Task objective. In the data below, find every line with the string "page" and pull it out.

------ Supplied information

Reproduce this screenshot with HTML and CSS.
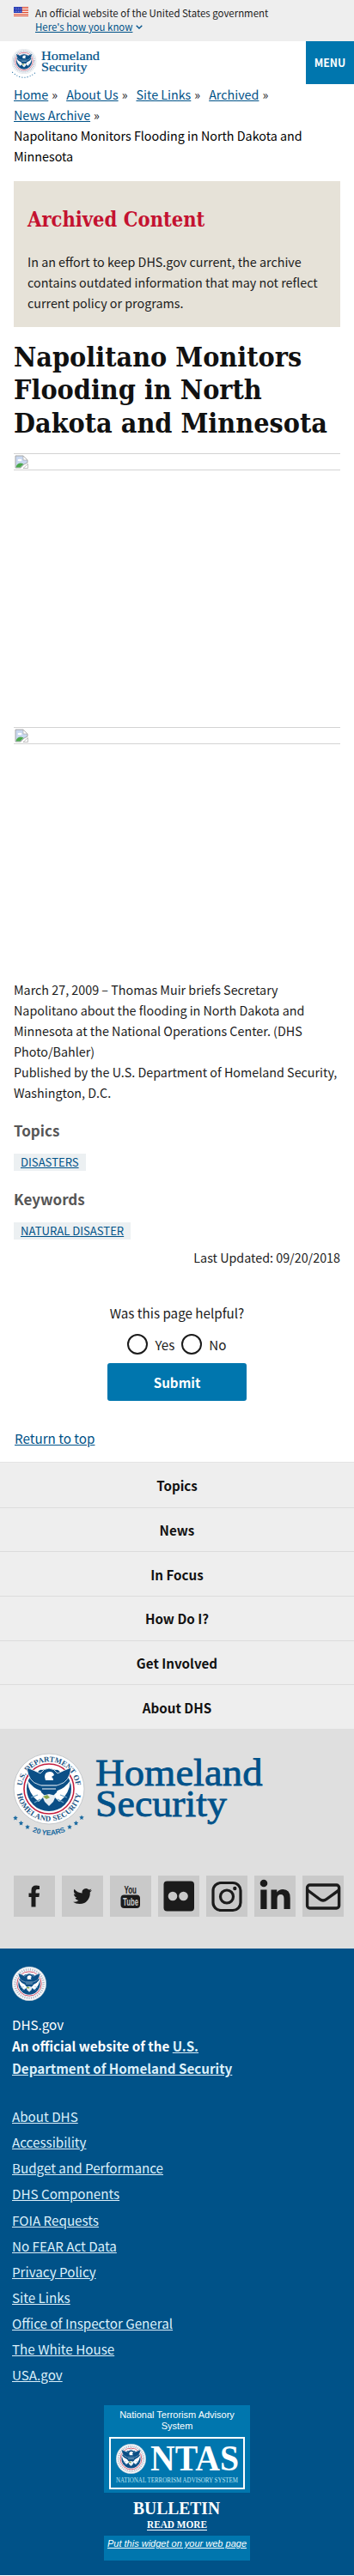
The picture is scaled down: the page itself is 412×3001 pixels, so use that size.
FILE: index.html
```
<!DOCTYPE html>
<html lang="en">
<head>
<meta charset="utf-8">
<title>Napolitano Monitors Flooding in North Dakota and Minnesota | Homeland Security</title>
<link rel="stylesheet" href="styles.css">
</head>
<body>
<svg class="defs" width="0" height="0" aria-hidden="true">
  <symbol id="emblem" viewBox="0 0 82 82">
    <circle cx="41" cy="41" r="29" fill="#fff" stroke="#c41f3e" stroke-width="1.6"/>
    <circle cx="41" cy="41" r="26" fill="#0b4f86"/>
    <path d="M17 27Q28 12 41 15q13-3 24 12-5-4-10-4-3-5-6-4-8-3-16 0-3-1-6 4-5 0-10 4z" fill="#fff"/>
    <path d="M15 16q8 3 16 7 4-6 10-6t10 6q8-4 16-7-2 17-14 20l-6 2H35l-6-2Q17 33 15 16z" fill="#0b4f86" stroke="#fff" stroke-width=".8"/>
    <path d="M16 31q6 9 15 12l5 6-7 7Q17 47 16 31zM66 31q-6 9-15 12l-5 6 7 7Q65 47 66 31z" fill="#fff"/>
    <path d="M36 27q0-6 6-6 4 0 5 4l-3 2q2 1 2 4H37z" fill="#fff"/>
    <path d="M32 35h18v10l-9 8-9-8z" fill="#0b4f86"/>
    <path d="M32 37h18M33 41h16" stroke="#fff" stroke-width="1"/>
    <path d="M33 49l8-2 8 2-3 7-5 5-5-5z" fill="#e8eef2"/>
    <path d="M34 50l5-2 3 3-4 2z" fill="#8aa84a"/>
    <path d="M20 51l8-3m-4 9l7-4m31-2l-8-3m4 9l-7-4" stroke="#6fa5c8" stroke-width="1.3"/>
  </symbol>
  <symbol id="seal" viewBox="0 0 82 82">
    <circle cx="41" cy="41" r="40.500" fill="#f6f8fa" stroke="#c6ccd2" stroke-width="1"/>
    <circle cx="41" cy="41" r="34" fill="none" stroke="#a9b4c6" stroke-width="5.500" stroke-dasharray="2.200 3"/>
    <use href="#emblem" width="82" height="82"/>
  </symbol>
  <symbol id="broken" viewBox="0 0 16 16">
    <path d="M1 1h9l5 5v3l-4 2-4 4H1z" fill="#c9d8f0" stroke="#a8a8a8"/>
    <path d="M10 1v5h5z" fill="#fff" stroke="#a8a8a8" stroke-width=".7"/>
    <ellipse cx="6" cy="6" rx="2.500" ry="1.300" fill="#fff"/>
    <path d="M1.500 14.500q1-5 6-5l3 1-4 4z" fill="#4ba84b"/>
    <path d="M15.500 10.500v5H10z" fill="#fff" stroke="#a8a8a8" stroke-width=".7"/>
  </symbol>
</svg>

<div class="banner">
  <svg class="flag" viewBox="0 0 16 11" preserveAspectRatio="none">
    <path fill="#fff" d="M0 0h16v11H0z"/>
    <path stroke="#db3e1f" stroke-width="1" d="M0 .5h16M0 2.500h16M0 4.500h16M0 6.500h16M0 8.500h16M0 10.500h16"/>
    <path fill="#1e33b1" d="M0 0h9v7H0z"/>
    <path stroke="#d6dcf5" stroke-width=".7" stroke-dasharray=".8 1" d="M1 1.500h7.500M1.500 3.500h7M1 5.500h7.500"/>
  </svg>
  <div class="banner-text">
    <p>An official website of the United States government</p>
    <p><a href="#">Here's how you know</a><svg class="chev" viewBox="0 0 8 5"><path d="M.7.700 4 4 7.300.700" fill="none" stroke="#00528a" stroke-width="1.300"/></svg></p>
  </div>
</div>

<header class="header">
  <div class="logo-small">
    <svg width="30" height="34" viewBox="0 0 84 96"><use href="#seal" x="1" width="82" height="82"/><path d="M3 76q39 36 78 0" fill="none" stroke="#1a6aa0" stroke-width="3" stroke-dasharray="3 6"/></svg>
    <svg width="70" height="34" viewBox="0 0 70 34" class="wordmark"><text x="0" y="13" textLength="68" lengthAdjust="spacingAndGlyphs">Homeland</text><text x="0" y="26" textLength="53.500" lengthAdjust="spacingAndGlyphs">Security</text></svg>
  </div>
  <button class="menu">MENU</button>
</header>

<main class="main">
  <nav class="crumbs">
    <div><a href="#">Home</a><span>»</span><a href="#">About Us</a><span>»</span><a href="#">Site Links</a><span>»</span><a href="#">Archived</a><span>»</span></div>
    <div><a href="#">News Archive</a><span>»</span></div>
    <p>Napolitano Monitors Flooding in North Dakota and<br>Minnesota</p>
  </nav>
  <section class="archived">
    <h2>Archived Content</h2>
    <p>In an effort to keep DHS.gov current, the archive<br>contains outdated information that may not reflect<br>current policy or programs.</p>
  </section>
  <h1>Napolitano Monitors<br>Flooding in North<br>Dakota and Minnesota</h1>
  <div class="photo"><svg width="16" height="16"><use href="#broken"/></svg></div>
  <div class="photo second"><svg width="16" height="16"><use href="#broken"/></svg></div>
  <p class="caption">March 27, 2009 – Thomas Muir briefs Secretary<br>Napolitano about the flooding in North Dakota and<br>Minnesota at the National Operations Center. (DHS<br>Photo/Bahler)<br>Published by the U.S. Department of Homeland Security,<br>Washington, D.C.</p>
  <h3>Topics</h3>
  <a class="tag" href="#">DISASTERS</a>
  <h3 class="keywords">Keywords</h3>
  <a class="tag" href="#">NATURAL DISASTER</a>
  <p class="updated">Last Updated: 09/20/2018</p>
  <form class="helpful">
    <p>Was this page helpful?</p>
    <div class="radios"><i></i><span>Yes</span><i></i><span>No</span></div>
    <button type="button">Submit</button>
  </form>
  <a class="top" href="#">Return to top</a>
</main>

<nav class="footnav">
  <a>Topics</a><a>News</a><a>In Focus</a><a>How Do I?</a><a>Get Involved</a><a>About DHS</a>
</nav>

<section class="brand">
  <div class="logo-large">
    <svg width="84" height="100" viewBox="0 0 84 100">
      <circle cx="42" cy="42" r="41" fill="#fff" stroke="#c6c9cc"/>
      <path id="arc-top" d="M10.500 42a31.500 31.500 0 0 1 63 0" fill="none"/>
      <path id="arc-bottom" d="M4.500 42a37.500 37.500 0 0 0 75 0" fill="none"/>
      <path id="arc-years" d="M2 78q40 36 80 0" fill="none"/>
      <g class="seal-text">
        <text><textPath href="#arc-top" startOffset="50%" text-anchor="middle" textLength="92">U.S. DEPARTMENT OF</textPath></text>
        <text><textPath href="#arc-bottom" startOffset="50%" text-anchor="middle" textLength="106">HOMELAND SECURITY</textPath></text>
      </g>
      <use href="#emblem" x="1" y="1" width="82" height="82"/>
      <text class="years"><textPath href="#arc-years" startOffset="50%" text-anchor="middle" textLength="40">20 YEARS</textPath></text>
      <g fill="#1a6aa0"><path id="star" d="M3 73l.8 1.800 2 .2-1.500 1.400.4 2L3 77.400l-1.700 1 .4-2L.2 75l2-.2z"/><use href="#star" x="6.500" y="6"/><use href="#star" x="14" y="10.500"/><use href="#star" x="77" y="-.5"/><use href="#star" x="70.500" y="6"/><use href="#star" x="63" y="10.500"/></g>
    </svg>
    <svg width="200" height="90" viewBox="0 0 200 90" class="wordmark big"><text x="0" y="38" textLength="194.500" lengthAdjust="spacingAndGlyphs">Homeland</text><text x="0" y="74" textLength="153" lengthAdjust="spacingAndGlyphs">Security</text></svg>
  </div>
  <div class="social">
    <svg viewBox="0 0 48 48"><path d="M30 12v4h-2.500q-2 0-2 2v2.500H30l-.6 4.500h-3.900v11.500H20.500V25H17.500v-4.500h3V17q0-5.500 5.700-5.500 2.300 0 3.800.5z"/></svg>
    <svg viewBox="0 0 48 48"><path d="M35 17q-1.200.6-2.500.7 1.300-.8 1.800-2.300-1.300.8-2.800 1.100A4.600 4.600 0 0 0 23.600 20.500q-5.500-.3-9.100-4.700-1.800 3.700 1.400 6-1 0-2-.5.200 3.400 3.500 4.400-1 .3-2 .1 1.100 3 4.100 3.100-2.800 2.200-6.500 1.900 3.300 2.300 7.700 2.300 6 0 9.500-4.600 3-3.900 2.500-9Q34.200 18.300 35 17z"/></svg>
    <svg viewBox="0 0 48 48"><g class="yt"><text x="16.500" y="20.500" font-size="12" textLength="14.500" lengthAdjust="spacingAndGlyphs">You</text><rect x="12.500" y="22.500" width="22.500" height="15.500" rx="4"/><text x="15" y="35" font-size="13" textLength="18" lengthAdjust="spacingAndGlyphs" fill="#c9c9c9">Tube</text></g></svg>
    <svg viewBox="0 0 48 48"><rect x="6.500" y="6.500" width="35.500" height="35" rx="4"/><circle cx="17" cy="24" r="5.300" fill="#c9c9c9"/><circle cx="29.500" cy="24" r="5.300" fill="#c9c9c9"/></svg>
    <svg viewBox="0 0 48 48"><rect x="8" y="8.500" width="32" height="32" rx="9" fill="none" stroke="#1b1b1b" stroke-width="3.200"/><circle cx="24" cy="24.500" r="7.500" fill="none" stroke="#1b1b1b" stroke-width="3.200"/><circle cx="33.300" cy="15" r="2.200"/></svg>
    <svg viewBox="0 0 48 48"><circle cx="11" cy="9" r="4.300"/><path d="M7.300 16.500h7.200V39H7.300zM19.500 16.500h6.800v3q2.200-3.500 7-3.500 8.400 0 8.400 10V39h-7.200V27q0-5-3.600-5-4.300 0-4.300 5v12h-7.100z"/></svg>
    <svg viewBox="0 0 48 48"><rect x="5.600" y="11" width="37" height="27" rx="3" fill="none" stroke="#1b1b1b" stroke-width="3.400"/><path d="M6 17l14 10.500q4 3 8 0L42.500 17" fill="none" stroke="#1b1b1b" stroke-width="3.400"/></svg>
  </div>
</section>

<footer class="footer">
  <svg width="40" height="40"><use href="#seal"/></svg>
  <p class="site">DHS.gov</p>
  <p class="official">An official website of the <a href="#">U.S.<br>Department of Homeland Security</a></p>
  <ul>
    <li><a href="#">About DHS</a></li><li><a href="#">Accessibility</a></li><li><a href="#">Budget and Performance</a></li><li><a href="#">DHS Components</a></li><li><a href="#">FOIA Requests</a></li><li><a href="#">No FEAR Act Data</a></li><li><a href="#">Privacy Policy</a></li><li><a href="#">Site Links</a></li><li><a href="#">Office of Inspector General</a></li><li><a href="#">The White House</a></li><li><a href="#">USA.gov</a></li>
  </ul>
  <div class="ntas">
    <div class="ntas-top">
      <p>National Terrorism Advisory<br>System</p>
      <svg width="158" height="61" viewBox="0 0 158 61">
        <rect x="1" y="1" width="156" height="59" fill="none" stroke="#fff" stroke-width="2"/>
        <use href="#seal" x="8" y="8" width="35" height="35"/>
        <g class="ntas-text"><text x="48" y="39" font-size="42" font-weight="bold" textLength="103" lengthAdjust="spacingAndGlyphs">NTAS</text>
        <text x="8" y="52.500" font-size="7.500" textLength="142" lengthAdjust="spacingAndGlyphs" fill="#bfe3f2">NATIONAL TERRORISM ADVISORY SYSTEM</text></g>
      </svg>
    </div>
    <svg width="170" height="50" viewBox="0 0 170 50"><g class="ntas-text"><text x="34" y="25" font-size="22" font-weight="bold" textLength="101" lengthAdjust="spacingAndGlyphs">BULLETIN</text><text x="50" y="41" font-size="12" font-weight="bold" textLength="70" lengthAdjust="spacingAndGlyphs">READ MORE</text></g><path d="M50 43.500h70" stroke="#fff"/></svg>
    <div class="ntas-bottom"><a href="#">Put this widget on your web page</a></div>
  </div>
</footer>
</body>
</html>
```

FILE: styles.css
```
* { box-sizing: border-box; }
body {
  margin: 0;
  background: #fff;
  color: #1b1b1b;
  font: 15.200px/24px "Noto Sans CJK SC", sans-serif;
  white-space: nowrap;
}
p, h1, h2, h3, ul { margin: 0; padding: 0; }
a { color: #005288; text-decoration: underline; }
svg { display: block; overflow: visible; }
.defs { position: absolute; }

.banner { height: 48px; background: #eee; padding: 8px 16px; display: flex; gap: 8px; }
.flag { width: 17px; height: 11px; }
.banner-text { font-size: 11.450px; line-height: 16px; margin-top: -1px; }
.banner-text p { display: flex; align-items: center; gap: 4px; height: 16px; }
.chev { width: 8px; height: 5px; }

.header { height: 50px; display: flex; justify-content: space-between; align-items: flex-start; }
.logo-small { display: flex; gap: 5px; padding: 9px 0 0 13px; }
.wordmark { font-family: "Liberation Serif", serif; font-size: 15px; fill: #00528a; stroke: #00528a; stroke-width: .2; }
.wordmark.big { font-size: 45px; stroke-width: .8; }
.menu { width: 56px; height: 50px; border: 0; padding: 0; background: #0076ae; color: #fff; font: bold 12.300px/50px "Noto Sans CJK SC", sans-serif; }

.main { padding: 0 16px; height: 1605px; }
.crumbs { height: 112.500px; font-size: 14.320px; }
.crumbs span { margin: 0 10px 0 4px; }
.crumbs p { color: #000; }
.archived { height: 170px; padding: 28px 16px 0; background: #e6e2d8; font-size: 14.320px; }
.archived h2 { color: #c41230; font: bold 23.500px/34px "DejaVu Serif Condensed", "DejaVu Serif", serif; height: 54px; }
h1 { height: 147.500px; padding-top: 16px; color: #111; font: bold 32px/38.600px "DejaVu Serif Condensed", "DejaVu Serif", serif; }
.photo { height: 20px; border: solid #d3d3d3; border-width: 1px 0; padding: 1px; }
.photo.second { margin-top: 299px; }
.caption { margin-top: 274px; height: 144px; font-size: 14.320px; }
h3 { color: #565656; font-size: 17px; line-height: 24px; margin-top: 20px; height: 39px; }
h3.keywords { margin-top: 21px; }
.tag { display: block; width: max-content; height: 20px; padding: 0 8px; background: #ecf0f2; font-size: 13.100px; line-height: 20px; }
.updated { text-align: right; margin-top: 9px; font-size: 14.320px; }
.helpful { display: flex; flex-direction: column; align-items: center; margin-top: 40px; }
.radios { display: flex; align-items: center; height: 24px; margin-top: 13px; }
.radios i { width: 24px; height: 24px; border: 2px solid #1b1b1b; border-radius: 50%; }
.radios span { margin: 0 8px; }
.radios span:last-child { margin-right: 0; }
.helpful button { width: 162px; height: 44px; margin-top: 10px; border: 0; border-radius: 3px; background: #0076ae; color: #fff; font: bold 15.200px/44px "Noto Sans CJK SC", sans-serif; padding: 0; }
.top { display: block; margin: 31px 0 0 1px; width: max-content; }

.footnav { height: 311px; background: #eee; border-top: 1px solid #e4e4e4; display: grid; grid-template-rows: repeat(6, 1fr); }
.footnav a { display: flex; align-items: center; justify-content: center; color: #111; font-weight: bold; text-decoration: none; }
.footnav a + a { border-top: 1px solid #dcdcdc; }

.brand { height: 256px; background: #dfdfdf; padding: 28px 0 0 15px; }
.logo-large { display: flex; gap: 12px; height: 143px; }
.social { display: flex; gap: 8px; padding: 0 0 0 1px; }
.social svg { width: 48px; height: 48px; background: #c9c9c9; fill: #1b1b1b; }
.yt { font-family: "Liberation Sans Narrow", "Liberation Sans", sans-serif; font-weight: bold; }
.seal-text { font: bold 8.800px "Liberation Serif", serif; fill: #1a5484; }
.years { font: bold 8.500px "Liberation Sans", sans-serif; fill: #1a6aa0; }

.footer { height: 730px; background: #005288; color: #fff; padding: 21px 14px 0; }
.footer a { color: #dcf0fa; }
.site { margin-top: 15px; height: 24px; }
.official { font-weight: bold; line-height: 26px; height: 83px; }
ul { list-style: none; }
li { height: 30.150px; }
.ntas { width: 170px; margin: 17.500px auto 0; text-align: center; font: 11px/13px "Liberation Sans", sans-serif; }
.ntas-top, .ntas-bottom { background: #0076ae; }
.ntas-top { height: 102px; padding: 5px 6px 0; }
.ntas-top p { height: 32px; }
.ntas-text { font-family: "Liberation Serif", serif; fill: #fff; }
.ntas-bottom { height: 29px; padding-top: 3px; font-style: italic; }
.ntas .ntas-bottom a { color: #fff; }
```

------------

Task result.
The picture is scaled down: the page itself is 412×3001 pixels, so use that size.
    <p>Was this page helpful?</p>
    <div class="ntas-bottom"><a href="#">Put this widget on your web page</a></div>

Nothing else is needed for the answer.